Interview

The residents of Radix Nova: Ken Giller

Directly behind Radix is a new building, Radix Nova, into which four chair groups have quietly moved during the pandemic. In this series of articles we meet the new occupants, starting with Ken Giller, Professor of Plant Production Systems: "This functional building is perfect for people who have to do lots of writing and calculations."

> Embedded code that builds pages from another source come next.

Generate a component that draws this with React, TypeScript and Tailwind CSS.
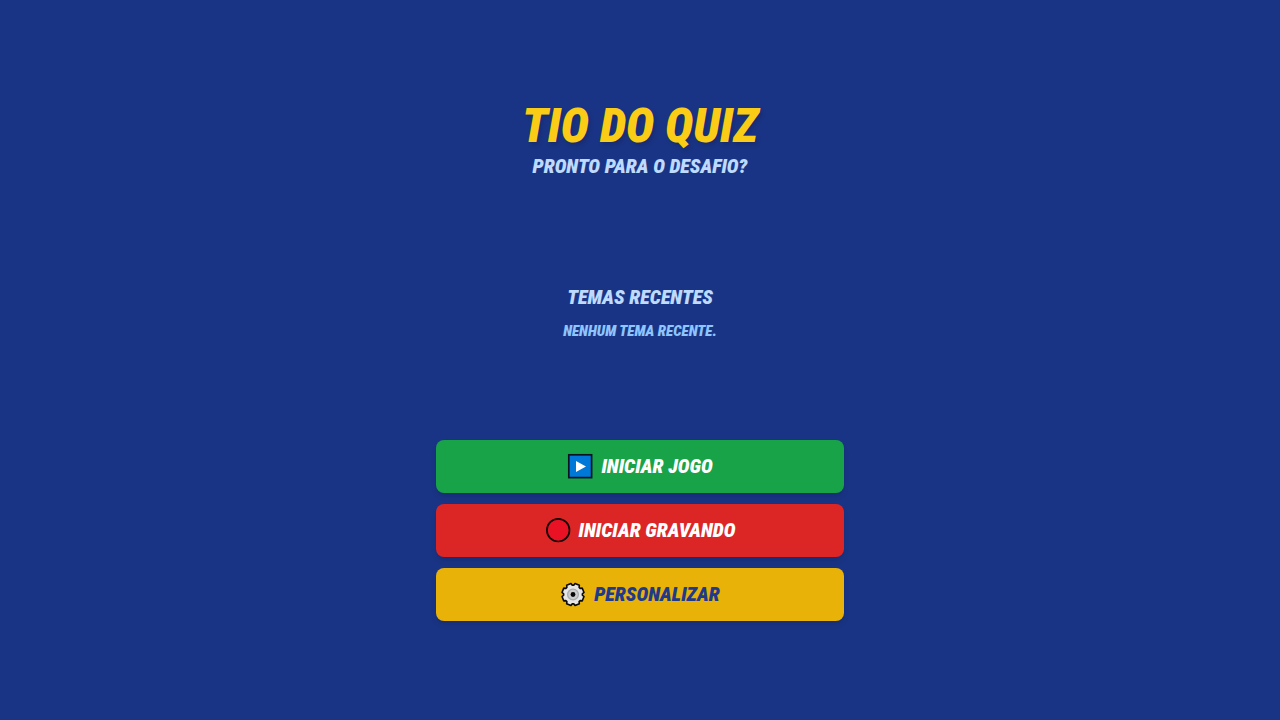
import type { ReactNode } from 'react';

function PlayIcon() {
  return (
    <svg aria-hidden="true" viewBox="0 0 26 26" className="size-[26px]">
      <rect x="1.8" y="1.8" width="22.8" height="22.8" fill="#0078d7" stroke="#08131f" strokeWidth="1.7" />
      <path d="M9 8v11l10-5.5z" fill="#fff" />
    </svg>
  );
}

function RecordIcon() {
  return (
    <svg aria-hidden="true" viewBox="0 0 26 26" className="size-[26px]">
      <circle cx="13.2" cy="13.2" r="11.3" fill="#e81224" stroke="#100507" strokeWidth="1.7" />
    </svg>
  );
}

const toothAngles = [22.5, 67.5, 112.5, 157.5, 202.5, 247.5, 292.5, 337.5];

const gearOutline = toothAngles
  .flatMap((angle) => [
    [angle - 18, 9.4],
    [angle - 12, 11.2],
    [angle + 12, 11.2],
    [angle + 18, 9.4],
  ])
  .map(([angle, radius]) => {
    const radians = (angle * Math.PI) / 180;
    return `${(13 + radius * Math.cos(radians)).toFixed(2)},${(13.5 + radius * Math.sin(radians)).toFixed(2)}`;
  })
  .join(' ');

function GearIcon() {
  return (
    <svg aria-hidden="true" viewBox="0 0 26 26" className="size-[26px]">
      <polygon points={gearOutline} fill="#e6e6e6" stroke="#0b0b0b" strokeWidth="1.6" strokeLinejoin="round" />
      <circle cx="13" cy="13.5" r="5.4" fill="#cccccc" stroke="#a9adb0" strokeWidth="1.3" />
      <circle cx="13" cy="13.5" r="2.4" fill="#050505" />
    </svg>
  );
}

function MenuButton({ tone, icon, children }: { tone: string; icon: ReactNode; children: ReactNode }) {
  return (
    <button
      type="button"
      className={`flex h-[53px] w-full items-center justify-center gap-2 rounded-lg text-xl font-black uppercase italic shadow-md ${tone}`}
    >
      {icon}
      <span>{children}</span>
    </button>
  );
}

export default function App() {
  return (
    <div className="flex min-h-screen items-center justify-center bg-[#1a3485] font-['Roboto_Condensed','Liberation_Sans_Narrow','Liberation_Sans',sans-serif]">
      <main className="flex w-full max-w-md flex-col px-5 py-6 text-center">
        <header>
          <h1 className="text-5xl leading-[52px] font-black text-[#facc15] uppercase italic [text-shadow:2px_3px_4px_rgba(0,0,0,0.15)]">
            Tio do Quiz
          </h1>
          <p className="text-xl leading-7 font-black text-blue-200 uppercase italic">Pronto para o desafio?</p>
        </header>
        <section className="pt-[99px] pb-[93px]">
          <h2 className="text-xl leading-9 font-black text-blue-200 uppercase italic">Temas recentes</h2>
          <p className="text-[15px] leading-8 font-black text-blue-300 uppercase italic">Nenhum tema recente.</p>
        </section>
        <nav aria-label="Menu" className="flex flex-col gap-[11px]">
          <MenuButton tone="bg-[#18a349] text-white" icon={<PlayIcon />}>Iniciar jogo</MenuButton>
          <MenuButton tone="bg-[#dc2626] text-white" icon={<RecordIcon />}>Iniciar gravando</MenuButton>
          <MenuButton tone="bg-[#e8b209] text-[#1e3a8a]" icon={<GearIcon />}>Personalizar</MenuButton>
        </nav>
      </main>
    </div>
  );
}
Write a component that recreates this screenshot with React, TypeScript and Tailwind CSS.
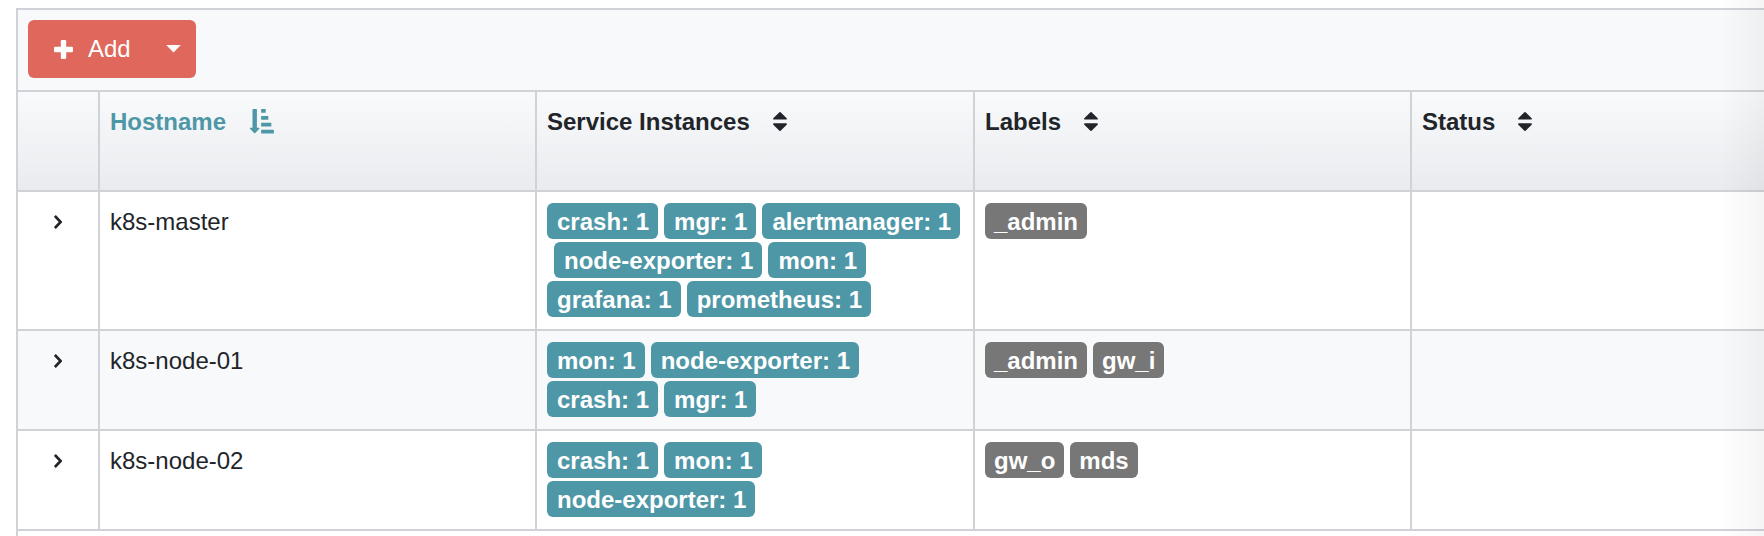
import React from "react";

type Host = { name: string; services: string[]; labels: string[] };

const hosts: Host[] = [
  {
    name: "k8s-master",
    services: ["crash: 1", "mgr: 1", "alertmanager: 1", "node-exporter: 1", "mon: 1", "grafana: 1", "prometheus: 1"],
    labels: ["_admin"],
  },
  {
    name: "k8s-node-01",
    services: ["mon: 1", "node-exporter: 1", "crash: 1", "mgr: 1"],
    labels: ["_admin", "gw_i"],
  },
  {
    name: "k8s-node-02",
    services: ["crash: 1", "mon: 1", "node-exporter: 1"],
    labels: ["gw_o", "mds"],
  },
];

const columns = ["Hostname", "Service Instances", "Labels", "Status"];

function PlusIcon() {
  return (
    <svg viewBox="0 0 19 19" className="size-[19px]" fill="currentColor" aria-hidden="true">
      <rect x="6.8" y="0" width="5.4" height="19" rx="1.2" />
      <rect x="0" y="6.8" width="19" height="5.4" rx="1.2" />
    </svg>
  );
}

function SortIcon() {
  return (
    <svg viewBox="0 0 14 19" className="h-[19px] w-[14px]" fill="currentColor" aria-hidden="true">
      <path d="M6.4 0.3Q7 -0.3 7.6 0.3L13.7 6.2Q14.2 7.6 13.2 7.6H0.8Q-0.2 7.6 0.3 6.2Z" />
      <path d="M6.4 18.7Q7 19.3 7.6 18.7L13.7 12.8Q14.2 11.2 13.2 11.2H0.8Q-0.2 11.2 0.3 12.8Z" />
    </svg>
  );
}

function SortAscendingIcon() {
  return (
    <svg viewBox="0 0 25 25" className="size-[25px]" fill="currentColor" aria-hidden="true">
      <path d="M4 0h3.4q.5 0 .5.5v18.3h2q1 .1.4 1L6.3 24q-.6.6-1.2 0L1 19.8q-.5-.9.4-1h2.1V.5q0-.5.5-.5z" />
      <rect x="12.1" y="0" width="4.6" height="3.7" rx="0.5" />
      <rect x="12.1" y="7" width="7.2" height="3.7" rx="0.5" />
      <rect x="12.1" y="13.8" width="10.2" height="3.7" rx="0.5" />
      <rect x="12.1" y="20.7" width="12.8" height="3.7" rx="0.5" />
    </svg>
  );
}

function Badges({ items, tone }: { items: string[]; tone: "info" | "neutral" }) {
  const color = tone === "info" ? "bg-[#4e97a7] pr-[9px] pl-[10px]" : "bg-[#777777] px-[9px]";
  return (
    <div className="flex flex-wrap gap-x-[6px] gap-y-[3px] pt-px">
      {items.map((item, i) => (
        <span
          key={item}
          className={`rounded-md pt-0.5 font-bold leading-[34px] whitespace-nowrap text-white ${color} ${
            items.length > 4 && i === 3 ? "ml-[7px]" : ""
          }`}
        >
          {item}
        </span>
      ))}
    </div>
  );
}

function HeaderCell({ title, sorted }: { title: string; sorted: boolean }) {
  return (
    <th
      scope="col"
      aria-sort={sorted ? "ascending" : "none"}
      className="h-[100px] border-r-2 border-b-2 border-[#cfd2d6] bg-linear-to-b from-[#f8fafc] to-[#e9ebee] p-[10px] text-left align-top last:border-r-0"
    >
      <button
        type="button"
        className={`flex items-center gap-[23px] font-bold leading-[39px] ${sorted ? "text-[#4e97a7]" : ""}`}
      >
        {title}
        {sorted ? <SortAscendingIcon /> : <SortIcon />}
      </button>
    </th>
  );
}

export default function App() {
  return (
    <main className="relative flex min-h-screen flex-col bg-white pt-2 pl-4 font-['Liberation_Sans',Arial,sans-serif] text-2xl text-[#212529]">
      <section className="flex flex-1 flex-col border-t-2 border-l-2 border-[#cfd2d6]">
        <div className="border-b-2 border-[#cfd2d6] bg-[#f8f9fb] px-[10px] pt-[10px] pb-3">
          <div className="inline-flex h-[58px] items-stretch rounded-md bg-[#df675b] align-top text-white">
            <button type="button" className="flex items-center gap-[15px] pr-[15px] pl-[26px] leading-9">
              <PlusIcon />
              Add
            </button>
            <button type="button" aria-label="More actions" className="flex items-center pr-[15px] pl-5">
              <svg viewBox="0 0 15 8" className="h-2 w-[15px]" fill="currentColor" aria-hidden="true">
                <path d="M0.2 0h14.6L7.5 7.6z" />
              </svg>
            </button>
          </div>
        </div>

        <table className="w-full table-fixed border-separate border-spacing-0">
          <colgroup>
            <col className="w-[82px]" />
            <col className="w-[437px]" />
            <col className="w-[438px]" />
            <col className="w-[437px]" />
            <col />
          </colgroup>
          <thead>
            <tr>
              <td className="border-r-2 border-b-2 border-[#cfd2d6] bg-linear-to-b from-[#f8fafc] to-[#e9ebee]" />
              {columns.map((c, i) => (
                <HeaderCell key={c} title={c} sorted={i === 0} />
              ))}
            </tr>
          </thead>
          <tbody className="[&_td]:border-r-2 [&_td]:border-b-2 [&_td]:border-[#cfd2d6] [&_td]:p-[10px] [&_td]:pb-3 [&_td]:align-top [&_td:last-child]:border-r-0">
            {hosts.map((h) => (
              <tr key={h.name} className="even:bg-[#f8f9fb]">
                <td>
                  <button
                    type="button"
                    aria-label={`Expand ${h.name}`}
                    className="mx-auto flex h-[39px] w-6 items-center justify-center"
                  >
                    <svg viewBox="0 0 8 14" className="h-[14px] w-2" fill="none" stroke="currentColor" strokeWidth="2.6" aria-hidden="true">
                      <path d="M0.9 1L6.6 7l-5.7 6" />
                    </svg>
                  </button>
                </td>
                <td className="leading-[39px]">{h.name}</td>
                <td>
                  <Badges items={h.services} tone="info" />
                </td>
                <td>
                  <Badges items={h.labels} tone="neutral" />
                </td>
                <td />
              </tr>
            ))}
          </tbody>
        </table>
      </section>
      <div className="pointer-events-none absolute inset-y-0 right-0 w-11 bg-linear-to-r from-black/0 to-black/4" />
    </main>
  );
}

We spoke to Ken just before the Dutch government announced stricter corona measures in October, and hybrid working got off to a cautious start in Radix Nova. "We moved here in the middle of the pandemic and I don't think many colleagues noticed. Since then, we’ve never had the chance to be all together as a team as occupancy has been limited to 40% at most."

Photo: Guy Ackermans
Photo: Guy Ackermans

Radix Nova is located just behind the Radix research and education building, home to Wageningen Plant Research. Designed to embrace the ‘New Way of Working’, this largely transparent building with office gardens is a real eye-catcher on the campus. That said, Nova is actually rather hidden away and, once inside, at first sight you could easily think you’d entered a hospital. The spacious study/office rooms where up to four people can work stand out. And then there are the larger meeting rooms and a multipurpose canteen. "It is indeed a functional building, but we are very happy here and can work more peacefully than was the case in Radix. Admittedly it did look a little bit sterile when we arrived which is why we ran a photo competition. Now we've hung some great photos of our work in the corridor to brighten things up." 

Collaboration

The four chair groups are being challenged to work together even more now than was previously the case: "Plant Production Systems, for example, is currently working closely with Crop & Weed Ecology, Niels Anten's chair group. A major research programme is looking at how yields from cocoa and coffee cultivation in Africa can be increased to enable farmers to better provide for their families. Together with Crop Physiology, Paul Struik's group, we are looking at how to improve the agronomy of the potato. And we also continue to work intensively with other groups, including on circular agriculture, a theme that is the subject of many projects here in Europe."

Challenges

Which major challenges does Ken think his group will be working on – in hybrid form – in the coming years? "The transformation to circular forms of agriculture is the most important theme in the Netherlands and Europe. A huge challenge in this part of the world for the future is how to achieve the same productivity with fewer pesticides. In Africa, our work is much more about food security and soil fertility. Improving productivity remains important as agriculture is the easiest way to tackle poverty on that continent. This shows that there is no single, global solution to all the challenges faced by agriculture."

"Give me a call"

Foto: Guy Ackermans
Foto: Guy Ackermans

Finally, a tip from Ken for colleagues who may wish to visit him in Nova: "Give me a call in advance. There’s still lots of construction work going on around here which can make us a bit hard to find. And, strangely, you can't get in the building with a Plant Sciences pass: in my opinion that rule should be changed!"